**Records from a collection**
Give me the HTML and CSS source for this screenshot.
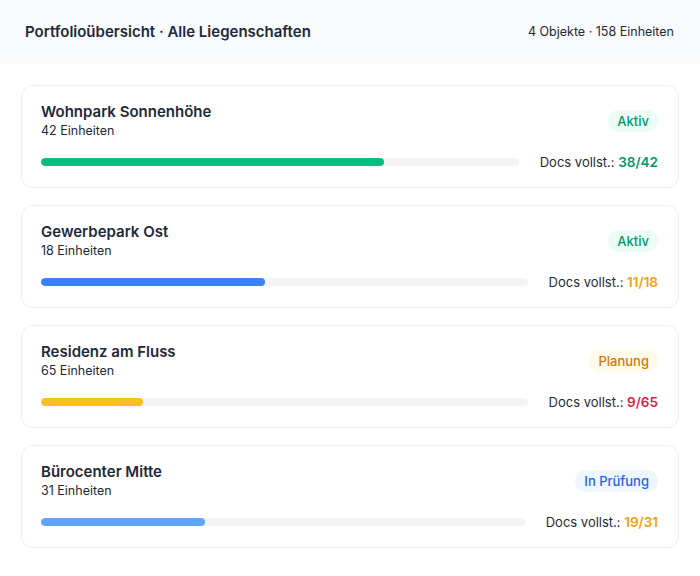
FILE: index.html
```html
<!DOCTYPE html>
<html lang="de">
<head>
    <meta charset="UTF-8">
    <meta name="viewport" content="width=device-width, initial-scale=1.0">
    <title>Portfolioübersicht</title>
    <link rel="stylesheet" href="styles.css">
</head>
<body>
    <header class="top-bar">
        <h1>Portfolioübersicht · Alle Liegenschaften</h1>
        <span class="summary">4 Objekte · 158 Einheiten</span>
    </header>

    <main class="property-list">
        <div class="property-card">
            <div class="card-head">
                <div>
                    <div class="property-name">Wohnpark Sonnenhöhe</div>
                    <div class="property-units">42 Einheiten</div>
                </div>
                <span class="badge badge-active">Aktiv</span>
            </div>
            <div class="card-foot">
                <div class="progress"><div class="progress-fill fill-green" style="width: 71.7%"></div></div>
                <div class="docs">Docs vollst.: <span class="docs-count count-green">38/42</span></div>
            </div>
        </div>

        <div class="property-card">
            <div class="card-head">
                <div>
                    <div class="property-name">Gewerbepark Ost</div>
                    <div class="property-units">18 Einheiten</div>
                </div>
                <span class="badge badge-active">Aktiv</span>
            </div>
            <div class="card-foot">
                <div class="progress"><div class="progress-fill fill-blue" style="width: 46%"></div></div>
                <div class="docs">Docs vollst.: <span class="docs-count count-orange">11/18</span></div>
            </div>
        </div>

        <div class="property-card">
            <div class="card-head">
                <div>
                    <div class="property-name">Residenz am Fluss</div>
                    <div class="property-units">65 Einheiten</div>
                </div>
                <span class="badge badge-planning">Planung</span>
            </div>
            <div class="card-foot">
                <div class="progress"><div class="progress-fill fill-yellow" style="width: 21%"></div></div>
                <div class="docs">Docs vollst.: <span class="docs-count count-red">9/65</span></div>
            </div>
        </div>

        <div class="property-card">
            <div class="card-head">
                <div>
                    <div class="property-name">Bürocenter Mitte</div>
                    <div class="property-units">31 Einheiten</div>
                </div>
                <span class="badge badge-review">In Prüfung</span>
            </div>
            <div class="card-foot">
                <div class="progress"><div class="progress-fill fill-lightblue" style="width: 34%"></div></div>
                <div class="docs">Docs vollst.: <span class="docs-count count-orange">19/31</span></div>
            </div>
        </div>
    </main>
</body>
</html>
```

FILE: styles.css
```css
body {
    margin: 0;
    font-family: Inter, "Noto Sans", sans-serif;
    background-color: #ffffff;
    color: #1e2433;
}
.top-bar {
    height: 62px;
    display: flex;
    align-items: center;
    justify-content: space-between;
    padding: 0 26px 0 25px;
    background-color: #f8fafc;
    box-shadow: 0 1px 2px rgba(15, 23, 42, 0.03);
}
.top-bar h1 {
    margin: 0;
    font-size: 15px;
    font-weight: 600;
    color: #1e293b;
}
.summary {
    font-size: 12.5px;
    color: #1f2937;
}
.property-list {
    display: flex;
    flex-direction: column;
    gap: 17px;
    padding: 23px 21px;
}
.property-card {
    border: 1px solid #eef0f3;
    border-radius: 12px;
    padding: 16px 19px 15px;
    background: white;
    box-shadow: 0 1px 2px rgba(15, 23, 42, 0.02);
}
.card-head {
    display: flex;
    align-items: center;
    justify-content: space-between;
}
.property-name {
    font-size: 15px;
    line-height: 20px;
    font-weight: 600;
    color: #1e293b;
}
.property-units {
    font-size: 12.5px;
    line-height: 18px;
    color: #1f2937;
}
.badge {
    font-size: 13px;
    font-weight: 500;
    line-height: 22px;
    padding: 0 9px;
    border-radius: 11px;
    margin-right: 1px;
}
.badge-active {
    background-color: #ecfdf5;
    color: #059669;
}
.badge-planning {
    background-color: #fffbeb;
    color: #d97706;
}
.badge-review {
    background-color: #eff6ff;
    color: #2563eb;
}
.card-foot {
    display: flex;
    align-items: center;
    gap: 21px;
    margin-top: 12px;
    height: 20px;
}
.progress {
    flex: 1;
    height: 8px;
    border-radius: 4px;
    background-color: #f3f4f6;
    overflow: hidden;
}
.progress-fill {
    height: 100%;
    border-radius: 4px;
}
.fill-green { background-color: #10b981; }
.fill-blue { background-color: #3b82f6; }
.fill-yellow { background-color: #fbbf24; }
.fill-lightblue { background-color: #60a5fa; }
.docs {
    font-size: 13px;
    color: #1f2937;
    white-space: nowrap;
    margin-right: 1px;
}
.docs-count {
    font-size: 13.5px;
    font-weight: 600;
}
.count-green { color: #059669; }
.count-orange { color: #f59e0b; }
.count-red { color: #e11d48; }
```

...

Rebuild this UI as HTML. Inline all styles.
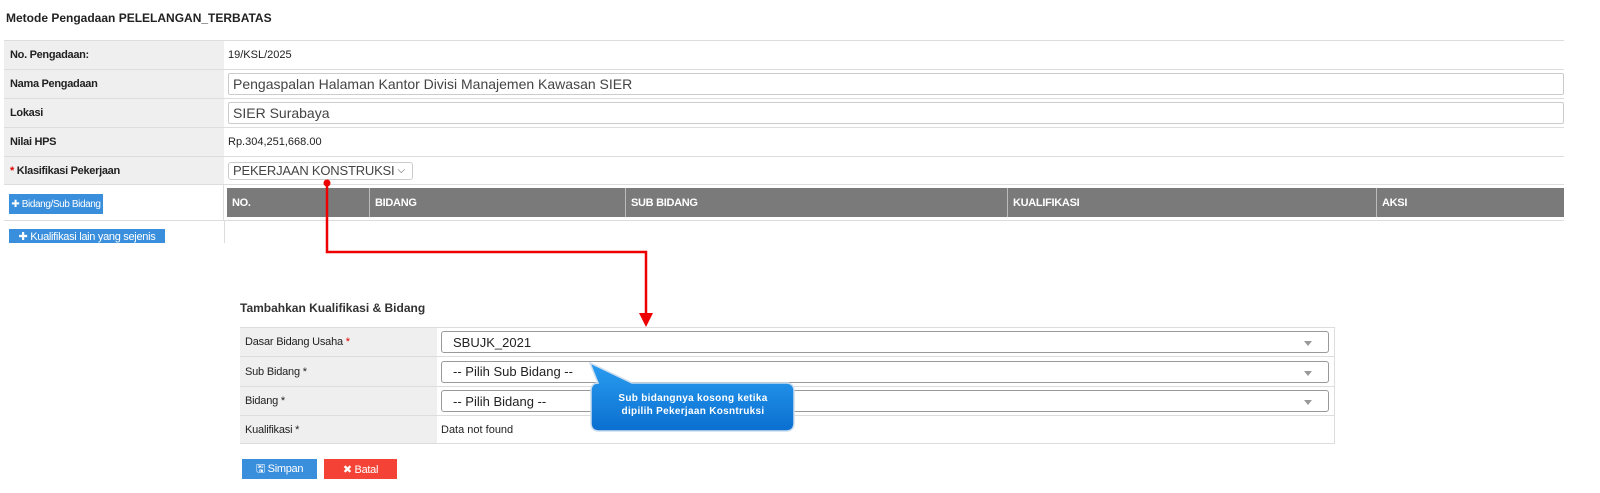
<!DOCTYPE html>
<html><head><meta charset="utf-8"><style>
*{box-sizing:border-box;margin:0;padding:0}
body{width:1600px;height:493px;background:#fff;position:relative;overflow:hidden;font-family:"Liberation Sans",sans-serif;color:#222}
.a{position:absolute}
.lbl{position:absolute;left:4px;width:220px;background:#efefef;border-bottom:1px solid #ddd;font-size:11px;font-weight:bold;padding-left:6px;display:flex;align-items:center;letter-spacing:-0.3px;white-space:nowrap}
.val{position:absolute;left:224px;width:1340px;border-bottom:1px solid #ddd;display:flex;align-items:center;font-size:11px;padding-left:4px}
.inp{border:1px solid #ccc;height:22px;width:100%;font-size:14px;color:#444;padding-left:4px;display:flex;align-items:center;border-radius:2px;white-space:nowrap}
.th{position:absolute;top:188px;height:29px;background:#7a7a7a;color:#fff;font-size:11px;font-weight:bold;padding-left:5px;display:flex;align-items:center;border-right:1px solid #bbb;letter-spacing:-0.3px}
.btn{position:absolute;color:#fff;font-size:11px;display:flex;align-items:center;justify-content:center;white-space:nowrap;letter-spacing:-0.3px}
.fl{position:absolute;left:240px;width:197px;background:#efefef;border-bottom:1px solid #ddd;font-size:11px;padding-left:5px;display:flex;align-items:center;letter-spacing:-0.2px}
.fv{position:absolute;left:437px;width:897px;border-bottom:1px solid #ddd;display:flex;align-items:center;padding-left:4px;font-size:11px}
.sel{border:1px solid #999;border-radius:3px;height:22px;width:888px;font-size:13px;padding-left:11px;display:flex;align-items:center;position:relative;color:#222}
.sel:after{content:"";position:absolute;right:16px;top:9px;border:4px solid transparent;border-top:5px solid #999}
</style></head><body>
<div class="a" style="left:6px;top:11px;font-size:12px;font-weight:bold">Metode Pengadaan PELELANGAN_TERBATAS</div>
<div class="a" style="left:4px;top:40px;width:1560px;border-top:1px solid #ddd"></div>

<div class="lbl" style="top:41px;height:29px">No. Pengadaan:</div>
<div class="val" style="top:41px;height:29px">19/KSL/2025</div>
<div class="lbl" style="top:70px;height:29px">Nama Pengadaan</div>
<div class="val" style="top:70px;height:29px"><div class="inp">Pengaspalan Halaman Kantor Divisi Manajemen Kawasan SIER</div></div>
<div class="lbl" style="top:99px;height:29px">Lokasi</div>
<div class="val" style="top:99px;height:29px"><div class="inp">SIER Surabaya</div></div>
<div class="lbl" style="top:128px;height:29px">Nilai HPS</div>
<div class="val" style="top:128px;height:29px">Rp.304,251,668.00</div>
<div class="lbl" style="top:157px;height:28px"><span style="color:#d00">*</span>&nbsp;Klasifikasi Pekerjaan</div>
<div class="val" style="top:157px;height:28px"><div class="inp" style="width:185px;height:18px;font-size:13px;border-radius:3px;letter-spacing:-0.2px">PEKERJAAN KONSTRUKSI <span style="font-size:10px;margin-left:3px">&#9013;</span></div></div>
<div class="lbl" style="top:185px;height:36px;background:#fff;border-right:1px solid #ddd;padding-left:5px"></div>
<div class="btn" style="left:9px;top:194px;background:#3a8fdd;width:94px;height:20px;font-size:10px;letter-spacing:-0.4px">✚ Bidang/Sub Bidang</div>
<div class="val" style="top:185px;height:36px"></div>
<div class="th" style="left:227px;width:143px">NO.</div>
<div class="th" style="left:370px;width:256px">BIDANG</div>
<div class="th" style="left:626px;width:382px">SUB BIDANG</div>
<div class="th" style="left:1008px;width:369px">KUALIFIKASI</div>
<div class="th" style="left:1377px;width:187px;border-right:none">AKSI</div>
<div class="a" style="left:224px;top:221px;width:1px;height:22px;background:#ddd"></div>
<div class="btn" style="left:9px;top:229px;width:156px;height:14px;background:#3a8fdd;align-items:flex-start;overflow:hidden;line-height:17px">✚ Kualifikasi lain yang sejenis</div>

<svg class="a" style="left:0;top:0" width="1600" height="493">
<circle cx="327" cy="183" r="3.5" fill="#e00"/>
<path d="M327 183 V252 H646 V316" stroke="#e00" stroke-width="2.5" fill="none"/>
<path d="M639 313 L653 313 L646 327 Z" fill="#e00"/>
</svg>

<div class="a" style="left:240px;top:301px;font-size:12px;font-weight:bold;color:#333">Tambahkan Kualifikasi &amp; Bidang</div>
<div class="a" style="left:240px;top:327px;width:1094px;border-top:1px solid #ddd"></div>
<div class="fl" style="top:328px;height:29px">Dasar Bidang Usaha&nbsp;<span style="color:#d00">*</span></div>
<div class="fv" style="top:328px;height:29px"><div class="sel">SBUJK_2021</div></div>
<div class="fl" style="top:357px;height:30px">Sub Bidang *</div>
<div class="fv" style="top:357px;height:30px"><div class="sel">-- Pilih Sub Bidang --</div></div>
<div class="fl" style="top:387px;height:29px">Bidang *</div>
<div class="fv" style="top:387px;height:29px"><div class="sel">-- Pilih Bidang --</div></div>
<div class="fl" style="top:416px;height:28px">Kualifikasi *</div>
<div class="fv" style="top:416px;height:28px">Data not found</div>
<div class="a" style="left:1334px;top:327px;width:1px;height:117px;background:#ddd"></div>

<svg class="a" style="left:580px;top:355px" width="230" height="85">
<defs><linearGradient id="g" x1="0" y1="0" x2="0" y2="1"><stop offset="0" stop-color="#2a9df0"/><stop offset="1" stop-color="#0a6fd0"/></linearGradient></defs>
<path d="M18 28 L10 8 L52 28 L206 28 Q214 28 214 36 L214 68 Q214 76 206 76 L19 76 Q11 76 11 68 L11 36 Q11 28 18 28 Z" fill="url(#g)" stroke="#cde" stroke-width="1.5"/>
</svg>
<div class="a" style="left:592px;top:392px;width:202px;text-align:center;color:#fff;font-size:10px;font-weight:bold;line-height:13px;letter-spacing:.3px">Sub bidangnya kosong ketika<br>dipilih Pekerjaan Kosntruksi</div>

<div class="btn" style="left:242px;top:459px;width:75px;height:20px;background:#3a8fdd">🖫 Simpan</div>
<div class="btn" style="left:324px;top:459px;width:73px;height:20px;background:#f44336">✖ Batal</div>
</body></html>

---

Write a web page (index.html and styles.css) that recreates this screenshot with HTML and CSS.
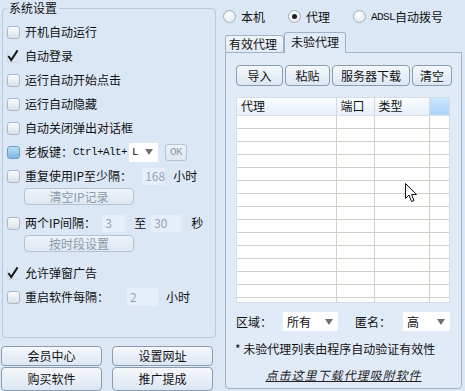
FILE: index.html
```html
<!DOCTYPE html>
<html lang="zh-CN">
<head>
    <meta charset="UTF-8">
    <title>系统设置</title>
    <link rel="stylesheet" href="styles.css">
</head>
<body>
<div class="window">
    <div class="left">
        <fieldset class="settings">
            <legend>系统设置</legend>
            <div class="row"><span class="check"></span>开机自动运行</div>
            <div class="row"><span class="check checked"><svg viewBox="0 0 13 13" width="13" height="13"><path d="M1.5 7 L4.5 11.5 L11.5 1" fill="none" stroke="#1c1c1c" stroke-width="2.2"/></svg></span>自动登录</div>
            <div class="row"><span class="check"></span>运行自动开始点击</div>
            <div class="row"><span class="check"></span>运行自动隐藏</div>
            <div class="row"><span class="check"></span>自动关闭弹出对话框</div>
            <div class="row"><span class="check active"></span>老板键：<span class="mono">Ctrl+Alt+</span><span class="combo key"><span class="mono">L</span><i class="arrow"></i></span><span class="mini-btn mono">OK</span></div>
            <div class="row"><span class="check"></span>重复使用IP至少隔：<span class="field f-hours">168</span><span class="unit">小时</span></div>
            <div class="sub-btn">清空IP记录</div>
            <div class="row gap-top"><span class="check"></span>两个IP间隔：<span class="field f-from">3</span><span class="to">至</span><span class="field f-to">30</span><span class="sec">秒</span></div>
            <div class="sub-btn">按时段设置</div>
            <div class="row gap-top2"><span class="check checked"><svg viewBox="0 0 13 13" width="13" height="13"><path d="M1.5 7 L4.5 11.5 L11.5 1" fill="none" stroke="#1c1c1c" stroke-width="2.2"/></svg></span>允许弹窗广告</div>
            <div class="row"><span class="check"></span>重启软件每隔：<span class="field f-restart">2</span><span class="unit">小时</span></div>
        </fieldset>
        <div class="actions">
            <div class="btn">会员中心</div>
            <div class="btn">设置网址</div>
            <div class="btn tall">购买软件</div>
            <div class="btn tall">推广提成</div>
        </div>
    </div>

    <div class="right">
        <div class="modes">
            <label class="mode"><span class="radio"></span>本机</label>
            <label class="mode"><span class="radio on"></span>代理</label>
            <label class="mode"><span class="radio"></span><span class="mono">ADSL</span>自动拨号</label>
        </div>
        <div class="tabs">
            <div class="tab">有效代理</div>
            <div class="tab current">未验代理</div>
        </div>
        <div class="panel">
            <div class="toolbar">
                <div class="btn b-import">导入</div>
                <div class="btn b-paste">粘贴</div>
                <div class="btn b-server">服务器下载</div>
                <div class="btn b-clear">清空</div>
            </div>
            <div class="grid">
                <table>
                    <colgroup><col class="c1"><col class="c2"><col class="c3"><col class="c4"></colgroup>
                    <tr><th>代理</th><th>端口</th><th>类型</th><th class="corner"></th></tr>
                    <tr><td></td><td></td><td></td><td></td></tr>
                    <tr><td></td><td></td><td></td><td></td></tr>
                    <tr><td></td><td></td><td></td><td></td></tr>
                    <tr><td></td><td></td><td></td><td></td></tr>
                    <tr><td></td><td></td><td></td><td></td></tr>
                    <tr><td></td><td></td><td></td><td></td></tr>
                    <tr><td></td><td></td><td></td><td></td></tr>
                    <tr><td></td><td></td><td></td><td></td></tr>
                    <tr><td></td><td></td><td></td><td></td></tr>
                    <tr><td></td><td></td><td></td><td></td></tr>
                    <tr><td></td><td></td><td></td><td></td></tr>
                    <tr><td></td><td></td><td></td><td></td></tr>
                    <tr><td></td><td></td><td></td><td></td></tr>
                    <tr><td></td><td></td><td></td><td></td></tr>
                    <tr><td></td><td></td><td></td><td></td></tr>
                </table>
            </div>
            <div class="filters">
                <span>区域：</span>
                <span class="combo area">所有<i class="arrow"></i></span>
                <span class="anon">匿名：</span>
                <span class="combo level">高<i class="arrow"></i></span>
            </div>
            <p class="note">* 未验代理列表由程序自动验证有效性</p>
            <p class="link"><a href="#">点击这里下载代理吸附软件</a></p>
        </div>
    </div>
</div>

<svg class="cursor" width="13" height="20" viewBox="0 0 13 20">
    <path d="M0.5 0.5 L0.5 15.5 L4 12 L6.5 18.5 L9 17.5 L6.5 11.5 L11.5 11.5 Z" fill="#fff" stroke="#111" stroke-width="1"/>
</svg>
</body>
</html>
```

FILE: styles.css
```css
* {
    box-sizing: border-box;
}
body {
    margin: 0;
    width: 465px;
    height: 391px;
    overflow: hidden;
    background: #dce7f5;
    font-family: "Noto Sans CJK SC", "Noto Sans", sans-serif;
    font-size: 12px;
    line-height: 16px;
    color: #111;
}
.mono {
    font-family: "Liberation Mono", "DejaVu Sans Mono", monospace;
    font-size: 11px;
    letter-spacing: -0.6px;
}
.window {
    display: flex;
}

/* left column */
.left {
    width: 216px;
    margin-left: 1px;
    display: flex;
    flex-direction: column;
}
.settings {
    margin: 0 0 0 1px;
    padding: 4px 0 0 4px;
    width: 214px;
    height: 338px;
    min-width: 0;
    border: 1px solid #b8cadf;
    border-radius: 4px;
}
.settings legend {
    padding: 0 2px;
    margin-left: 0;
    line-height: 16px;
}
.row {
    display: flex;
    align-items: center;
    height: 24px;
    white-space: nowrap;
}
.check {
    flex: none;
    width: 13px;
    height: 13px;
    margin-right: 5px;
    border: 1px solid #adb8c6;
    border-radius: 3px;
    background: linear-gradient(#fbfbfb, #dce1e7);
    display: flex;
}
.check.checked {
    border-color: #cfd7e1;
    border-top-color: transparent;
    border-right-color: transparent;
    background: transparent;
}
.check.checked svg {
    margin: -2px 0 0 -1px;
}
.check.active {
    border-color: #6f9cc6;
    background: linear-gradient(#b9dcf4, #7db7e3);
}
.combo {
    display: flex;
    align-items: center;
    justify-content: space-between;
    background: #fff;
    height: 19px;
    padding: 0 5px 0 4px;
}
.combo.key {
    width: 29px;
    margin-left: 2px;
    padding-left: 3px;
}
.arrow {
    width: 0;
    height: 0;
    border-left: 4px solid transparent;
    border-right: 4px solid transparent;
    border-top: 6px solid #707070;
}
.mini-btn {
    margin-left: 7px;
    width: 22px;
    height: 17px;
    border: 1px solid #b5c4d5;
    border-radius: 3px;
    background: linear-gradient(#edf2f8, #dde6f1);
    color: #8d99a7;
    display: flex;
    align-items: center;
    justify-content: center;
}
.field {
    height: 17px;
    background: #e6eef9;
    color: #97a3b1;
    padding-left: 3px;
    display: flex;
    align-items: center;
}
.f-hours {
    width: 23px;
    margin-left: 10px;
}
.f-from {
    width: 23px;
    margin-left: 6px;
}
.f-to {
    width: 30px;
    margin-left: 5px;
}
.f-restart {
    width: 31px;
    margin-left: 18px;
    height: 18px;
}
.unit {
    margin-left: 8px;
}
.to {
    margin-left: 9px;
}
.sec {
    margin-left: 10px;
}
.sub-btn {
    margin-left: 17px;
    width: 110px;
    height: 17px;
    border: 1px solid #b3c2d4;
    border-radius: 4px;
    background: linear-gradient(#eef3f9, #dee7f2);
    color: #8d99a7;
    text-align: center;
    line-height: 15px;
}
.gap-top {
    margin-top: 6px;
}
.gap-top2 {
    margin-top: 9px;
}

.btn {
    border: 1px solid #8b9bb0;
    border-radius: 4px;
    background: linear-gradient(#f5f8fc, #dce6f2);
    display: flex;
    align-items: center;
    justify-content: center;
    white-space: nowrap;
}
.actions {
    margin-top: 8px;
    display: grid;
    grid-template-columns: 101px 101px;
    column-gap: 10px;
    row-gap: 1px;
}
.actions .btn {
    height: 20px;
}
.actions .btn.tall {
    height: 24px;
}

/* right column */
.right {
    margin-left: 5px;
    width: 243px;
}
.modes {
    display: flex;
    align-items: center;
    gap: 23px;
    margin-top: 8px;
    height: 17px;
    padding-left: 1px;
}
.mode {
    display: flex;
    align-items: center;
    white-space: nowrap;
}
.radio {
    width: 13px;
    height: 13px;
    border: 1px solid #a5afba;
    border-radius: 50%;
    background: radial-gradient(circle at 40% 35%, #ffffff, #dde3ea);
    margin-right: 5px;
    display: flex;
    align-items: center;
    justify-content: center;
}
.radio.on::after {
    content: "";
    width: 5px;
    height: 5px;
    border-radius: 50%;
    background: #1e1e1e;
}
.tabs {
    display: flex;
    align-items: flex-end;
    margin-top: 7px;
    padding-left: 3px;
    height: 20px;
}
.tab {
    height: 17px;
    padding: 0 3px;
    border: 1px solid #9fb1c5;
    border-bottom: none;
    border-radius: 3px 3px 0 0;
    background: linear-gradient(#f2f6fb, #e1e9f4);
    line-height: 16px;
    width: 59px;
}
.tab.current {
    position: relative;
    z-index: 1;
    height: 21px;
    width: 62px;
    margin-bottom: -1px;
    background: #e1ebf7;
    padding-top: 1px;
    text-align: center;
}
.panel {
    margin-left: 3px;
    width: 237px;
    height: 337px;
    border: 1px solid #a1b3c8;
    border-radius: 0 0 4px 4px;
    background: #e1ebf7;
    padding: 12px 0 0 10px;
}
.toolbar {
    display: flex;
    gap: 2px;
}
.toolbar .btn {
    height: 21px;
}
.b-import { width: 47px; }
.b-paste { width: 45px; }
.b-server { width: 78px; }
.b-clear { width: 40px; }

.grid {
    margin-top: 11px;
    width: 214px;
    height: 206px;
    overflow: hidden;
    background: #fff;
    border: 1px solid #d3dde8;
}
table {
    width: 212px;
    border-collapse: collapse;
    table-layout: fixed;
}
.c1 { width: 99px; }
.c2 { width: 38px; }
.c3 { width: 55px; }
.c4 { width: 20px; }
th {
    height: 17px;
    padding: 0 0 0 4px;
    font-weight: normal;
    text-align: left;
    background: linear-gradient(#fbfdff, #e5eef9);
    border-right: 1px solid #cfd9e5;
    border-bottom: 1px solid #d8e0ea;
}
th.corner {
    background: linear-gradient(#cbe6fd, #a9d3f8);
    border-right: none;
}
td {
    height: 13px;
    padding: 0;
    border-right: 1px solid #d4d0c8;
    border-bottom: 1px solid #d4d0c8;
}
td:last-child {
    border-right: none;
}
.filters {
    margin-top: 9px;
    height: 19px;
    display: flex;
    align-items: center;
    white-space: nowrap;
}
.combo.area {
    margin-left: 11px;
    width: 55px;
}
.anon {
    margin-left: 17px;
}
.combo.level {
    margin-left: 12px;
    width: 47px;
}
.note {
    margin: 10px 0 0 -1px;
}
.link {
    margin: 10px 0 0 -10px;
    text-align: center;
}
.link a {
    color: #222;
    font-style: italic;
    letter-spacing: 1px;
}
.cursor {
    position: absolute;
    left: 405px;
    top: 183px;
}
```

**Task to carry out**
Count every line of the records that holds "index". State the number, nothing else.

**Task output**
4